This report summarizes NCAR's expenditures of non-NSF funding in FY 2000 and the preceding four years.  In FY 2000, total NCAR spending for science and facilities amounted to $104.9 million; NSF funds amounted to $69.6 million or 66.3% of the total while non-NSF sources, almost exclusively other federal agencies, accounted for the remaining $35.3 million or 33.7%.  That portion of NCAR expenditures supported by non-NSF funds is described below in the three project categories used in past reports: "major," "facilities," and "scientific."  The definitions of these categories can be found on page 5.

Criteria for Approval of Non-NSF Funding

Beginning in mid-FY 1993, UCAR began using a more specific and extensive set of criteria for assessing proposals seeking additional non-NSF funding for the National Center. These criteria are intended to ensure that non-NSF funded activities are appropriate to the mission of NCAR, and that such funding is not obtained through unfair competition with universities.

The criteria have been incorporated into internal policies and procedures for the development of NCAR proposals. These policies, procedures, and guidelines regarding NCAR proposals for non-ATM funding reflect requirements of the NSF/UCAR Cooperative Agreement, improvements recommended by the University Relations Committee (URC), and internal refinements.
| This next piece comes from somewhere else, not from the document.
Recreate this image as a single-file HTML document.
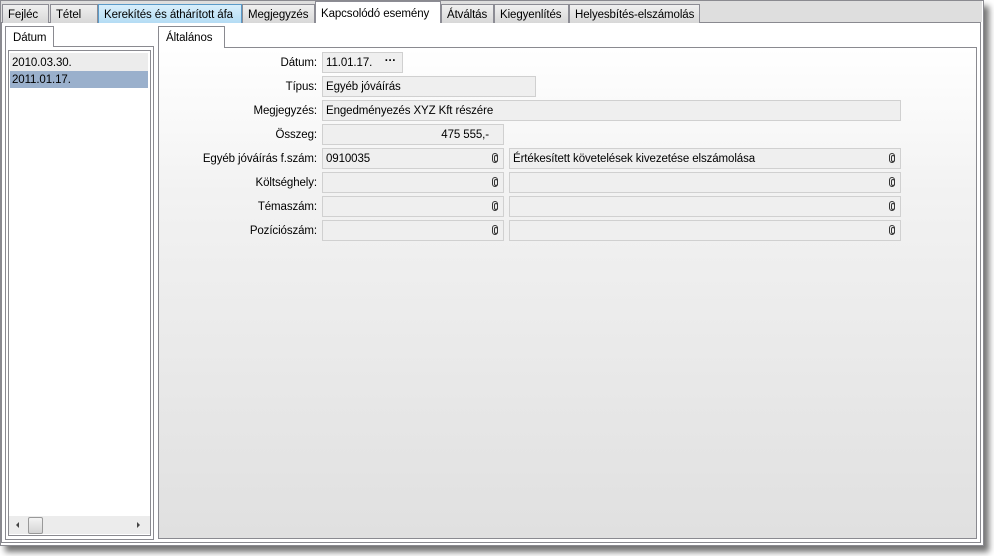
<!DOCTYPE html><html><head><meta charset="utf-8"><style>
*{box-sizing:border-box;margin:0;padding:0}
body{width:994px;height:556px;background:#fff;font-family:"Liberation Sans",sans-serif;font-size:11.5px;letter-spacing:-0.1px;color:#000;position:relative;overflow:hidden}
.a{position:absolute}
.win{left:0;top:0;width:984px;height:546px;background:#fff;border:1px solid #8a8a90;box-shadow:5px 6px 6px rgba(0,0,0,.55)}
.bar{left:1px;top:1px;width:981px;height:21px;background:#dedede}
.tab{top:4px;height:19px;border:1px solid #8c8c94;border-bottom:none;background:linear-gradient(#f0f0f0,#d8d8d8);padding:4px 0 0 5px;white-space:nowrap;overflow:hidden}
.lbl{right:677px;text-align:right;white-space:nowrap}
.f{height:21px;border:1px solid #d0d0d0;background:#efefef;padding:4px 0 0 3px;white-space:nowrap}
.clip{position:absolute;right:5px;top:4px;width:6px;height:10px;border:1.5px solid #333;border-radius:3px}
.clip:after{content:"";position:absolute;left:0.5px;top:1px;width:2px;height:5px;border:1px solid #333;border-radius:2px}
</style></head><body>
<div class="a win"></div>
<div class="a bar"></div>
<div class="a" style="left:1px;top:22px;width:980px;height:521px;border:1px solid #8a8a90;background:#fff"></div>
<div class="a tab" style="left:2px;width:47px">Fejléc</div>
<div class="a tab" style="left:50px;width:48px">Tétel</div>
<div class="a tab" style="left:98px;width:144px;background:linear-gradient(#d8effc,#b4dcf4);border-color:#5a9ac8">Kerekítés és áthárított áfa</div>
<div class="a tab" style="left:242px;width:73px">Megjegyzés</div>
<div class="a tab" style="left:315px;top:1px;height:22px;width:126px;background:#fff;padding-top:6px">Kapcsolódó esemény</div>
<div class="a tab" style="left:441px;width:53px">Átváltás</div>
<div class="a tab" style="left:494px;width:75px">Kiegyenlítés</div>
<div class="a tab" style="left:569px;width:131px">Helyesbítés-elszámolás</div>

<div class="a" style="left:5px;top:46px;width:149px;height:494px;border:1px solid #8a8a90"></div>
<div class="a" style="left:5px;top:26px;width:49px;height:21px;border:1px solid #8a8a90;border-bottom:none;background:#fff;padding:5px 0 0 7px">Dátum</div>
<div class="a" style="left:8px;top:50px;width:143px;height:486px;border:1px solid #8a8a90;background:#fff"></div>
<div class="a" style="left:10px;top:53px;width:138px;height:18px;background:#ececec;padding:4px 0 0 2px">2010.03.30.</div>
<div class="a" style="left:10px;top:71px;width:138px;height:17px;background:#9ab0cc;padding:3px 0 0 2px">2011.01.17.</div>
<div class="a" style="left:9px;top:516px;width:141px;height:18px;background:#ececec"></div>
<div class="a" style="left:16px;top:522px;width:0;height:0;border:3px solid transparent;border-right:3px solid #444;border-left:none"></div>
<div class="a" style="left:137px;top:522px;width:0;height:0;border:3px solid transparent;border-left:3px solid #444;border-right:none"></div>
<div class="a" style="left:28px;top:517px;width:15px;height:17px;border:1px solid #999;border-radius:2px;background:linear-gradient(#f4f4f4,#d4d4d4)"></div>

<div class="a" style="left:158px;top:47px;width:819px;height:492px;border:1px solid #8a8a90;background:linear-gradient(#fff 0%,#f2f2f2 30%,#e0e0e0 100%)"></div>
<div class="a" style="left:158px;top:26px;width:67px;height:22px;border:1px solid #8a8a90;border-bottom:none;background:#fff;padding:5px 0 0 7px">Általános</div>

<div class="a lbl" style="top:57px">Dátum:</div>
<div class="a f" style="left:322px;top:52px;width:81px">11.01.17.<span style="position:absolute;right:6px;top:2px;font-weight:bold">···</span></div>
<div class="a lbl" style="top:81px">Típus:</div>
<div class="a f" style="left:322px;top:76px;width:214px">Egyéb jóváírás</div>
<div class="a lbl" style="top:105px">Megjegyzés:</div>
<div class="a f" style="left:322px;top:100px;width:579px">Engedményezés XYZ Kft részére</div>
<div class="a lbl" style="top:129px">Összeg:</div>
<div class="a f" style="left:322px;top:124px;width:182px;text-align:right;padding-right:14px">475 555,-</div>

<div class="a lbl" style="top:153px">Egyéb jóváírás f.szám:</div>
<div class="a f" style="left:322px;top:148px;width:182px">0910035<i class="clip"></i></div>
<div class="a f" style="left:509px;top:148px;width:392px">Értékesített követelések kivezetése elszámolása<i class="clip"></i></div>
<div class="a lbl" style="top:177px">Költséghely:</div>
<div class="a f" style="left:322px;top:172px;width:182px"><i class="clip"></i></div>
<div class="a f" style="left:509px;top:172px;width:392px"><i class="clip"></i></div>
<div class="a lbl" style="top:201px">Témaszám:</div>
<div class="a f" style="left:322px;top:196px;width:182px"><i class="clip"></i></div>
<div class="a f" style="left:509px;top:196px;width:392px"><i class="clip"></i></div>
<div class="a lbl" style="top:225px">Pozíciószám:</div>
<div class="a f" style="left:322px;top:220px;width:182px"><i class="clip"></i></div>
<div class="a f" style="left:509px;top:220px;width:392px"><i class="clip"></i></div>
</body></html>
The final criteria, approved by all reviewers, including NSF-ATM and the URC, are listed below.

Criteria for Proposals for Non-NSF Funded Activities

The first two criteria must be met in all cases.

1.   Explain why the proposed activity is appropriate for the National Center and supports the mission of NCAR. This means that it must support the research, facilities, education and/or leadership objectives of NCAR and be supportive of and complementary to the university atmospheric and related scientific community.

2.   Explain why the activity does not compete unfairly with the universities. An example of unfair competition would be a proposal that takes advantage of NCAR's facilities in a way that is not available, at NCAR or elsewhere, to the typical university investigator.

At least one of the next two criteria must be met in all cases.

3.   Explain how the proposed activity would involve significant and meaningful collaboration involving NCAR and university colleagues, and/or provides direct support for students, visitors, education-related activities, or community workshops.(If the proposed activity does not involve collaboration with universities, explain why not.)

4.   Explain how the activity would contribute to the development or support of community facilities, community models, or other community projects such as field programs, and as such would have demonstrable benefit to the community.

The next criterion must be met and described to justify proposed cosponsorship.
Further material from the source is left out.